| Lower circulating endocannabinoid levels in children with autism spectrum disorder
The endocannabinoid system (ECS) is a major regulator of synaptic plasticity and neuromodulation. Alterations of the ECS have been demonstrated in several animal models of autism spectrum disorder (ASD). In some of these models, activating the ECS, rescued the social deficits. Evidence for dysregulations of the ECS in human ASD are emerging, but comprehensive assessments and correlations with disease characteristics have not been reported yet. In this study, Serum levels of the main endocannabinoids, N-arachidonoylethanolamine (AEA or anandamide) and 2-arachidonoylglycerol (2-AG), and their related endogenous compounds: arachidonic acid (AA), N-palmitoylethanolamine (PEA), and N-oleoylethanolamine (OEA), were analyzed by liquid chromatography/tandem mass spectrometry in 93 children with ASD (age = 13.1± 4.1, range 6-21; 79% boys) and 93 age- and gender-matched neurotypical children (age = 11.8± 4.3 , range 5.5-21; 79% boys). Results were associated with gender and use of medications, and were correlated with age, BMI and adaptive functioning of ASD participants as reflected by scores of: Autism Diagnostic Observation Schedule (ADOS-2), Vineland Adaptive Behavior Scale-II (VABS-II) and Social Responsiveness Scale -II (SRS-2).
Results showed that Children with ASD had lower levels (pmol/mL, mean±SEM) of AEA (0.722 ± 0.045 vs. 1.252 ± 0.072, P <0.0001), OEA (17.3 ± 0.80 vs. 27.8 ± 1.44, P <0.0001) and PEA (4.93 ± 0.32 vs. 7.15 ± 0.37, P <0.0001), but not AA and 2-AG. Serum levels of AEA were correlated with BMI and age in children with ASD, but not in the control group. There were no other correlations or associations of AEA, OEA and PEA with age, gender, BMI, medications and adaptive functioning of ASD participants.

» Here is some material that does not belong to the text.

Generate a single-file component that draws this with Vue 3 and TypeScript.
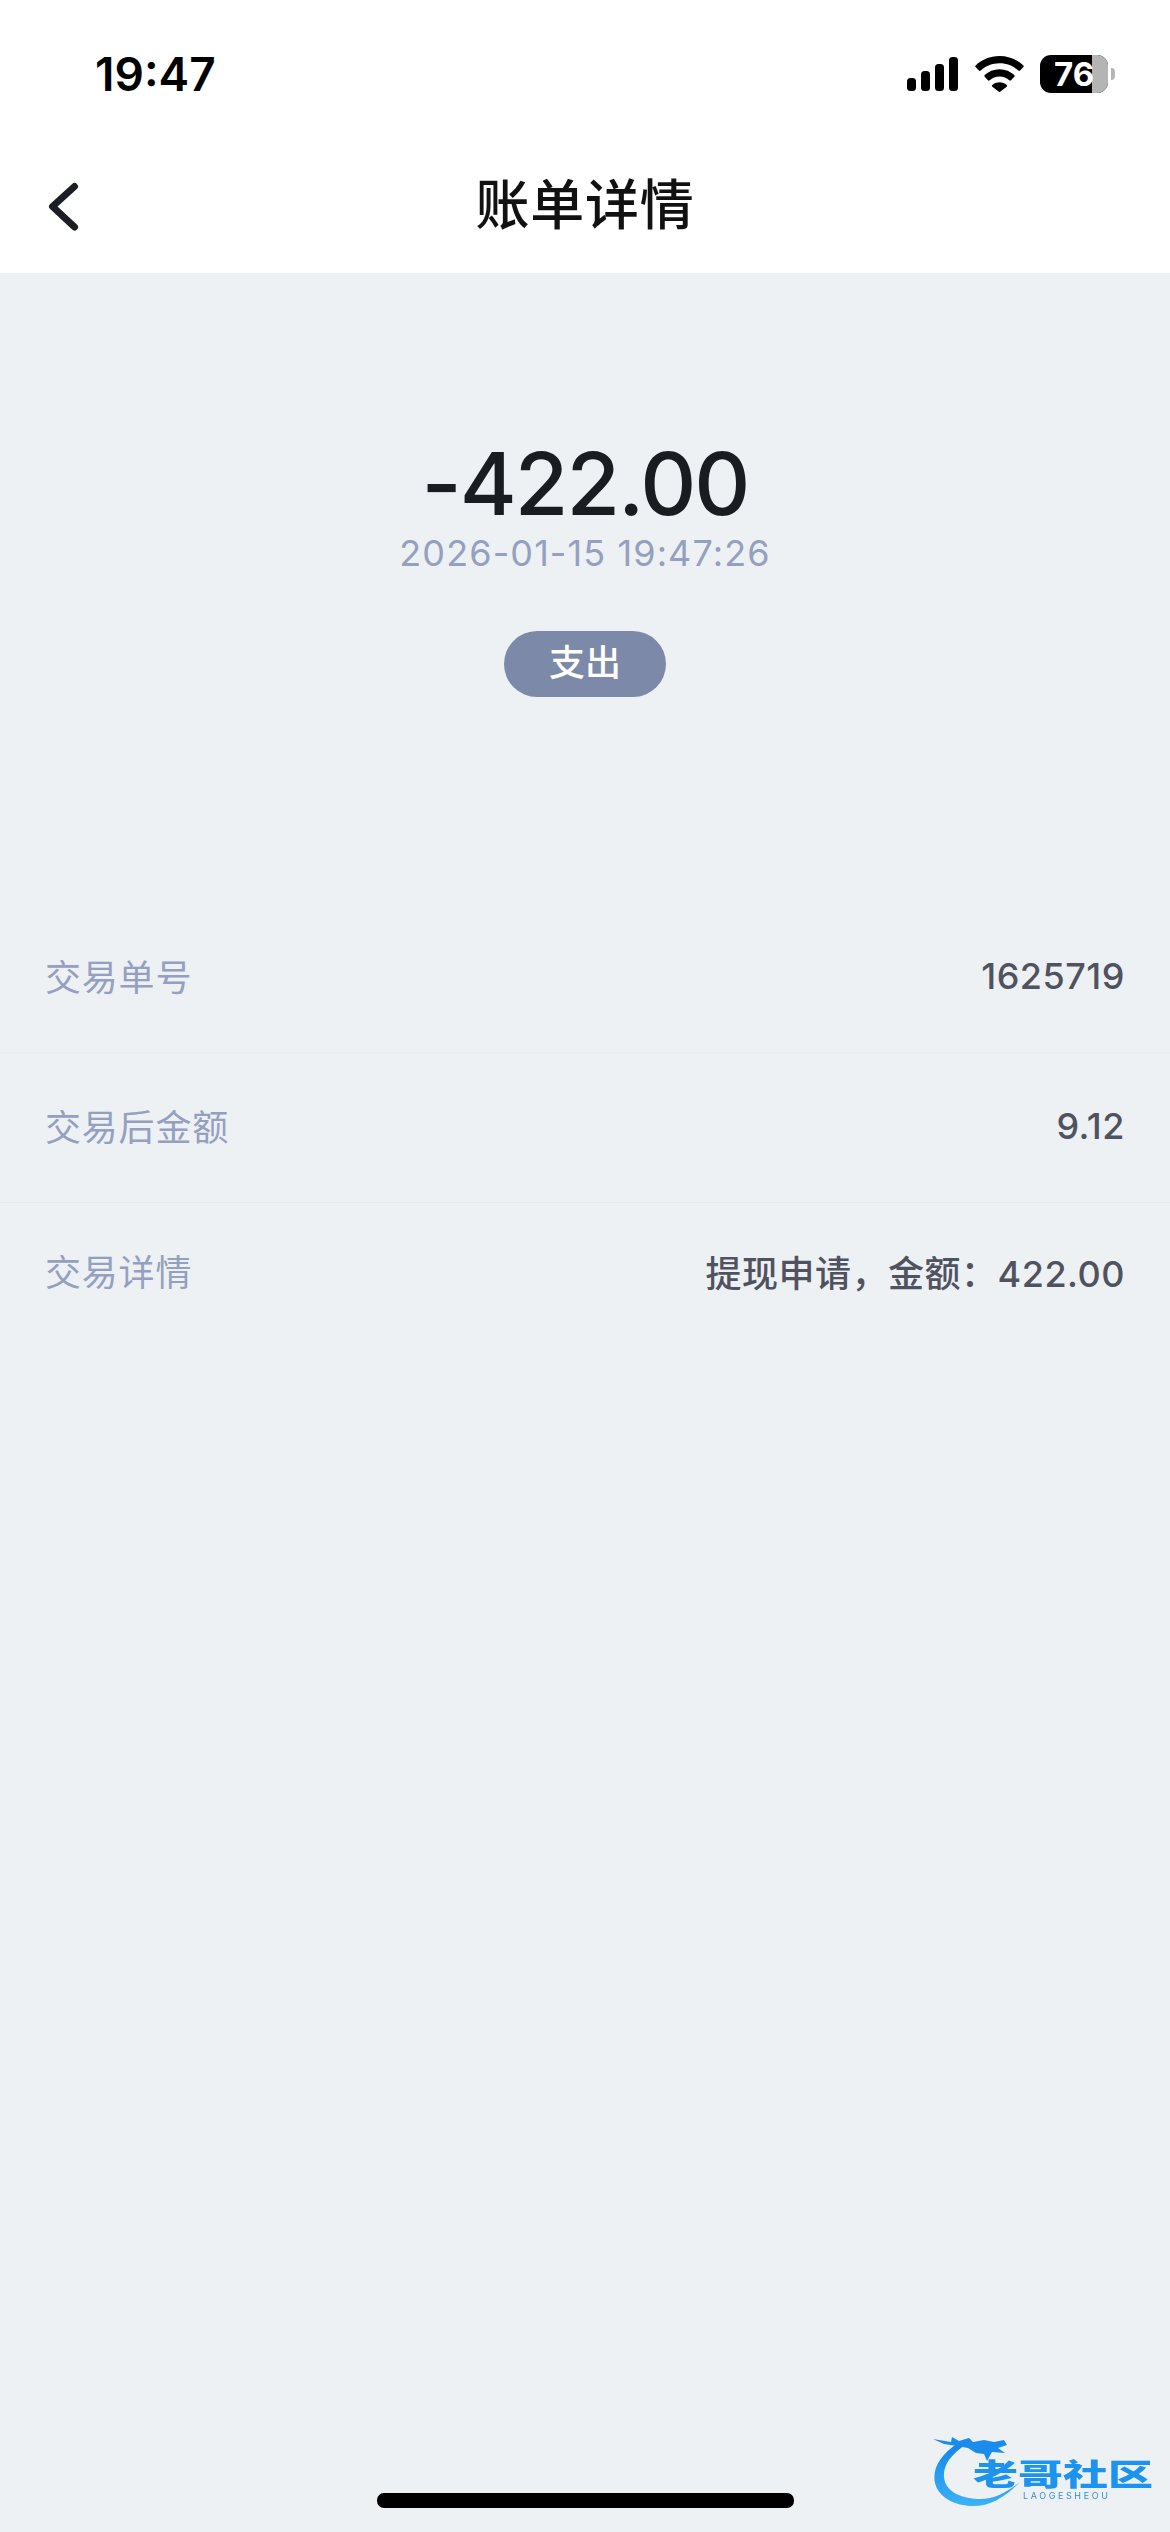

In concordance with previous findings in animal models, we found a lower endocannabinoid ‘tone’ in human ASD. Serum levels of AEA, PEA and OEA are promising novel biomarkers for ASD. These biomarkers can be longitudinally measured, in the exact same way, in human participants and animals, and hence can support the development of novel treatments. Our results also suggest a role for the ECS in ASD pathophysiology, and further support the need for clinical trials to assess the efficacy and safety of phytocannabinoids in ASD.